How it works step-by-step
- Capture: Pull core data from ELD, GPS, fuel card, and maintenance records.
- Centralize: Put data in one place (a TMS, spreadsheet, or simple BI tool).
- Clean: Standardize unit numbers, driver IDs, and customer names.
- Display: Build a simple dashboard with 8–10 KPIs that update daily.
- Alert: Set thresholds (e.g., idle > 1 hour, HOS < 1 hour, fault codes).
- Review: Do a 15-minute standup each morning to act on alerts.
- Iterate: Each month, retire one low-value metric and add one high-value insight.
Real ROI examples you can expect
- Real-time HOS + dispatch alignment often cuts violations by 30–50% in the first quarter.
- Idle reduction of 10–20% is common with basic coaching. At ~0.8 gal/hour, that’s real money.
- Predictive PM can remove at least one roadside event per truck per year. One avoided breakdown can save towing, repair premiums, and a late load penalty.
Best Practices and Solutions
Focus on the metrics that move profit
- On-time delivery rate
- Cost per mile and revenue per mile
- Deadhead percentage and loaded vs. empty miles
- Fuel economy (MPG) and idle time
- HOS violations per driver per month
- Maintenance cost per truck and unscheduled downtime
- Detention hours and average detention cost by customer
- Days to invoice and days to pay (cash flow)
Evaluate customers and lanes separately
- Tag each load by broker/shipper, lane, and equipment.
- Track detention, claims, cancellations, and rate reliability.
- Keep the lanes and customers with stable margins.
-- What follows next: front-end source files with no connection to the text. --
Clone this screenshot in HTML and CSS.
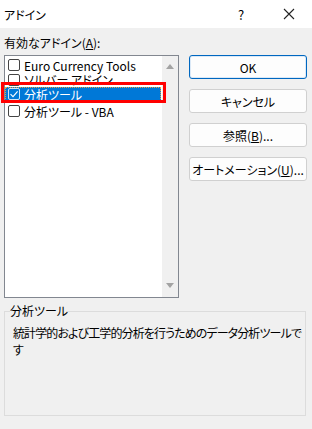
FILE: index.html
```html
<!DOCTYPE html>
<html lang="ja">
<head>
    <meta charset="UTF-8">
    <title>アドイン</title>
    <link rel="stylesheet" href="styles.css">
</head>
<body>
    <div class="titlebar">
        <span class="title">アドイン</span>
        <span class="help">?</span>
        <span class="close">
            <svg width="12" height="12" viewBox="0 0 12 12"><path d="M1 1 L11 11 M11 1 L1 11" stroke="#222" stroke-width="1.1" fill="none"/></svg>
        </span>
    </div>

    <div class="main">
        <div class="list-label">有効なアドイン(<u>A</u>):</div>

        <div class="row">
            <div class="listbox">
                <div class="items">
                    <div class="item">
                        <span class="check"></span>
                        <span>Euro Currency Tools</span>
                    </div>
                    <div class="item squeezed">
                        <span class="check"></span>
                        <span>ソルバー アドイン</span>
                    </div>
                    <div class="item selected">
                        <span class="check checked">
                            <svg width="10" height="10" viewBox="0 0 10 10"><path d="M1.5 5.2 L4 7.6 L8.6 2.4" stroke="#fff" stroke-width="1.1" fill="none"/></svg>
                        </span>
                        <span>分析ツール</span>
                    </div>
                    <div class="item">
                        <span class="check"></span>
                        <span>分析ツール - VBA</span>
                    </div>
                </div>
                <div class="scrollbar">
                    <span class="arrow up"></span>
                    <span class="arrow down"></span>
                </div>
                <div class="highlight-box"></div>
            </div>

            <div class="buttons">
                <button class="default">OK</button>
                <button>キャンセル</button>
                <button>参照(<u>B</u>)...</button>
                <button>オートメーション(<u>U</u>)...</button>
            </div>
        </div>

        <fieldset class="group">
            <legend>分析ツール</legend>
            <p>統計学的および工学的分析を行うためのデータ分析ツールです</p>
        </fieldset>
    </div>
</body>
</html>
```

FILE: styles.css
```css
body {
    margin: 0;
    width: 312px;
    height: 429px;
    background: #f0f0f0;
    font-family: "Noto Sans CJK JP", "Noto Sans", sans-serif;
    font-size: 12px;
    color: #000;
    font-feature-settings: "palt";
    overflow: hidden;
}
.titlebar {
    height: 28px;
    background: #fff;
    display: flex;
    align-items: center;
}
.title {
    padding-left: 4px;
    flex: 1;
}
.help {
    width: 46px;
    text-align: center;
    font-size: 13px;
    margin-right: 2px;
}
.close {
    width: 46px;
    display: flex;
    justify-content: center;
}
.main {
    padding: 0 5px 0 4px;
}
.list-label {
    padding-top: 7px;
    line-height: 16px;
    margin-bottom: 4px;
}
.row {
    display: flex;
    gap: 10px;
}
.listbox {
    position: relative;
    width: 173px;
    height: 241px;
    border: 1px solid #828790;
    background: #fff;
    display: flex;
}
.items {
    flex: 1;
    padding: 1px 1px 0 0;
    overflow: hidden;
}
.item {
    display: flex;
    align-items: center;
    gap: 4px;
    height: 16px;
    padding-left: 3px;
    white-space: nowrap;
}
.item.squeezed {
    height: 14px;
    align-items: flex-start;
    overflow: hidden;
}
.item.squeezed .check {
    margin-top: 1px;
}
.item.squeezed span:last-child {
    margin-top: -2px;
}
.item.selected {
    background: #0078d7;
    color: #fff;
    height: 14px;
    margin: 0 0 2px 0;
    outline: 1px dotted #e8a040;
    outline-offset: -1px;
}
.check {
    width: 10px;
    height: 10px;
    border: 1px solid #444;
    border-radius: 2px;
    background: #fff;
    flex: none;
    display: flex;
    align-items: center;
    justify-content: center;
}
.check.checked {
    background: transparent;
    border-color: #cfe4f7;
}
.scrollbar {
    width: 16px;
    background: #f0f0f0;
    display: flex;
    flex-direction: column;
    justify-content: space-between;
    align-items: center;
    padding: 8px 0 9px;
}
.arrow {
    width: 0;
    height: 0;
    border-left: 4px solid transparent;
    border-right: 4px solid transparent;
}
.arrow.up {
    border-bottom: 5px solid #a3a3a3;
}
.arrow.down {
    border-top: 5px solid #a3a3a3;
}
.highlight-box {
    position: absolute;
    left: -4px;
    top: 26px;
    width: 159px;
    height: 15px;
    border: 3px solid #ff0000;
}
.buttons {
    display: flex;
    flex-direction: column;
    gap: 10px;
    width: 118px;
}
button {
    height: 24px;
    font-family: inherit;
    font-size: 12px;
    font-feature-settings: "palt";
    background: #fdfdfd;
    border: 1px solid #d0d0d0;
    border-radius: 3px;
    color: #000;
    padding: 0;
}
button.default {
    border: 1px solid #0067c0;
    box-shadow: inset 0 0 0 1px #dbe9f7;
}
.group {
    margin: 5px 1px 0 0;
    height: 106px;
    border: 1px solid #dcdcdc;
    padding: 5px 0 0 8px;
}
.group legend {
    padding: 0;
    margin-left: -3px;
    line-height: 16px;
}
.group p {
    margin: 0;
    line-height: 17px;
    letter-spacing: -0.9px;
}
```
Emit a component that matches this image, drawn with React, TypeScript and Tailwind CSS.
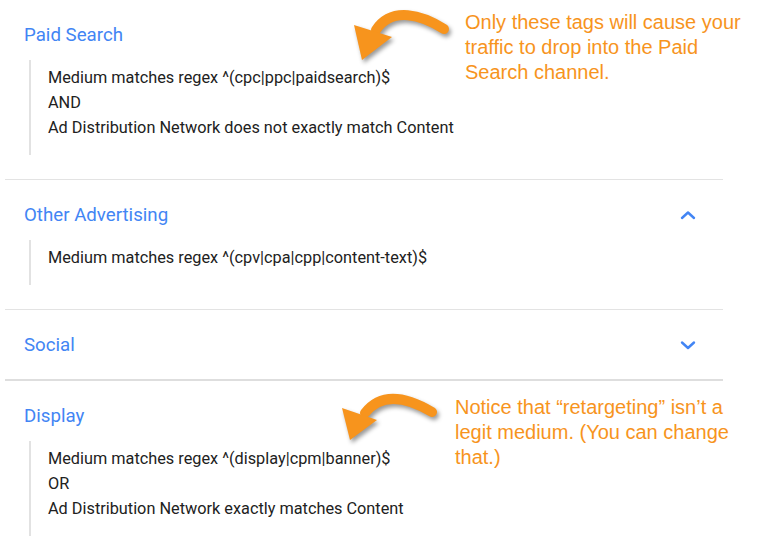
const sections = [
  {
    title: "Paid Search",
    lines: [
      "Medium matches regex ^(cpc|ppc|paidsearch)$",
      "AND",
      "Ad Distribution Network does not exactly match Content",
    ],
  },
  {
    title: "Other Advertising",
    chevron: "up",
    lines: ["Medium matches regex ^(cpv|cpa|cpp|content-text)$"],
  },
  { title: "Social", chevron: "down", lines: [] as string[] },
  {
    title: "Display",
    lines: [
      "Medium matches regex ^(display|cpm|banner)$",
      "OR",
      "Ad Distribution Network exactly matches Content",
    ],
  },
];

function Chevron({ dir }: { dir: string }) {
  return (
    <svg width="16" height="10" viewBox="0 0 16 10" className="mr-[27px]">
      <polyline
        points={dir === "up" ? "2,8 8,2.5 14,8" : "2,2.5 8,8 14,2.5"}
        fill="none"
        stroke="#4285f4"
        strokeWidth="2.4"
        strokeLinecap="round"
        strokeLinejoin="round"
      />
    </svg>
  );
}

function Arrow({ shaft, head }: { shaft: string; head: string }) {
  return (
    <svg width="120" height="75" viewBox="0 0 120 75" className="shrink-0 drop-shadow-[2px_3px_2px_rgba(0,0,0,0.4)]">
      <path d={shaft} fill="none" stroke="#f7941d" strokeWidth="10" strokeLinecap="round" />
      <polygon points={head} fill="#f7941d" />
    </svg>
  );
}

// callout: orange arrow + note, laid over the list
function Callout({
  className,
  gap,
  shaft,
  head,
  text,
}: {
  className: string;
  gap: string;
  shaft: string;
  head: string;
  text: string;
}) {
  return (
    <div className={`absolute flex items-start ${gap} ${className}`}>
      <Arrow shaft={shaft} head={head} />
      <p className="mt-[10px] w-[285px] font-['Liberation_Sans',Arial,sans-serif] text-[20px] leading-[25px] text-[#f7941d]">
        {text}
      </p>
    </div>
  );
}

export default function App() {
  return (
    <div className="relative h-[553px] w-[762px] overflow-hidden bg-white font-['Roboto',sans-serif]">
      <div className="ml-[5px] w-[718px]">
        {sections.map((s, i) => (
          <div
            key={s.title}
            className={`pl-[19px] pt-6 ${
              i === 0 ? "" : i === 3 ? "border-t-2 border-[#dedede]" : "border-t border-[#e3e3e3]"
            } ${s.lines.length ? "pb-6" : "pb-[23px]"}`}
          >
            <div className="flex h-[22px] items-center justify-between">
              <span className="text-[18.7px] leading-[22px] text-[#4285f4]">{s.title}</span>
              {s.chevron && <Chevron dir={s.chevron} />}
            </div>
            {s.lines.length > 0 && (
              <div className="ml-[5px] mt-[14px] border-l-2 border-[#e2e2e2] pb-[15px] pl-[17px] pt-[5px]">
                {s.lines.map((l) => (
                  <div key={l} className="text-[16.3px] leading-[25px] text-[#212121]">
                    {l}
                  </div>
                ))}
              </div>
            )}
          </div>
        ))}
      </div>

      <Callout
        className="left-[340px] top-0"
        gap="gap-[5px]"
        shaft="M104 29 C 82 15, 52 6, 36 30"
        head="22,60 14,25 52,37"
        text="Only these tags will cause your traffic to drop into the Paid Search channel."
      />
      <Callout
        className="left-[335px] top-[385px]"
        gap="gap-0"
        shaft="M97 27 C 75 14, 48 5, 30 28"
        head="15,55 7,23 42,35"
        text="Notice that “retargeting” isn’t a legit medium. (You can change that.)"
      />
    </div>
  );
}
Fire the ones with chronic detention or low net profit.
Practical dashboard tips
- Start with one page: today’s loads, HOS risk, idle, on-time risk, and service alerts.
- Use color and thresholds. No walls of numbers.
- Share it in the morning meeting. Assign owners to 2–3 actions per day.
- Export weekly summary to a PDF for drivers and leadership. Show wins and targets.
Start simple, then level up
- Month 1: Descriptive KPIs and basic alerts.
- Month 2–3: Add predictive maintenance and idle reduction coaching.
- Month 4–6: Lane/customer profitability and scenario planning for dispatch.